HTC’s Sense user interface is arguably one of the more successful efforts by a handset manufacturer to customise an operating system. Most smartphone buyers can recognise a HTC device from its distinctive big clock at the top of the homescreen, an example of the brand equity that the interface has developed for the company in recent years, and which has helped it to grow from a white-label manufacturer of devices for other companies, to one of the world’s best known tech brands.
Sense was the successor to the TouchFLO overlay, which debuted on the company’s Windows Mobile devices back in 2007; Sense itself launched in 2009 on both Windows Mobile and the HTC Hero Android handset, and remains the user experience on HTC’s Android devices today. The company has been incrementally improving Sense for the last few years but, as the company itself acknowledges, it soon became too complicated for its own good.
Speaking with Pocket-lint, HTC’s chief product officer, Kouji Kodera, was very open about this: “From the original Sense up to Sense 3.5, we added too many things. The original concept was that it had to be simple and it had to be easy to use, and we had that philosophy, but over time it got cluttered.”
Indeed, the early builds of Sense were a breath of fresh air. While Android (and Windows Mobile for that matter) suffered from weak user interface design, Sense made it much easier for users to find what they wanted, exposing functionality and features in the OS that would otherwise have been much more difficult to find. As the stock Android UI improved – and as rivals developed their own custom UIs, such as Samsung’s TouchWiz and Motorola’s MOTOBLUR – HTC found itself stuffing Sense with more and more features in order to make its offering more distinctive – but this didn’t work out as hoped.
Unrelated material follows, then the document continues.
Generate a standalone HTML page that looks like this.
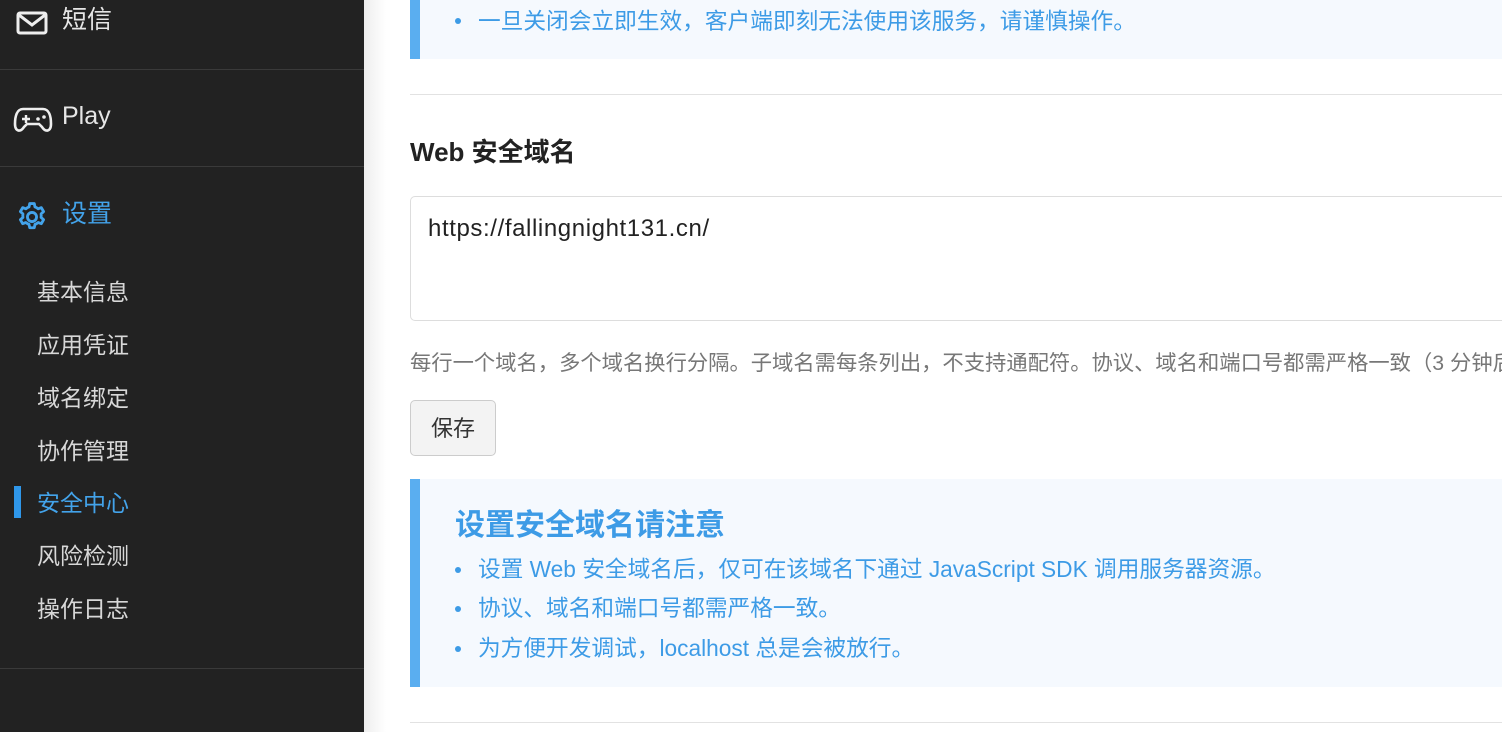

Kodera went on: “There were too many things in there. Even on the home screen we had four or five icons before consumers got a chance to add things themselves.” But all is not lost. With HTC’s new generation of handsets, the company is launching a new version of its UI – Sense 4.0 – and Kodera promises that HTC has learned from its mistakes. “For the [just-launched] HTC One range, we have taken it down to Sense 2.0. What we’ve done is a good mixture of keeping Sense and Google’s Ice Cream Sandwich element in a good balance.”
HTC acknowledged in January that, following a 25% decline in its quarterly profits, it would dramatically reduce its product line-up, “focusing on what made us great”, in the worlds of HTC UK"s Phil Roberson. The new Sense UI seems like a confident step in the right direction – but time will tell if measures such as these will yield the results that HTC is hoping for.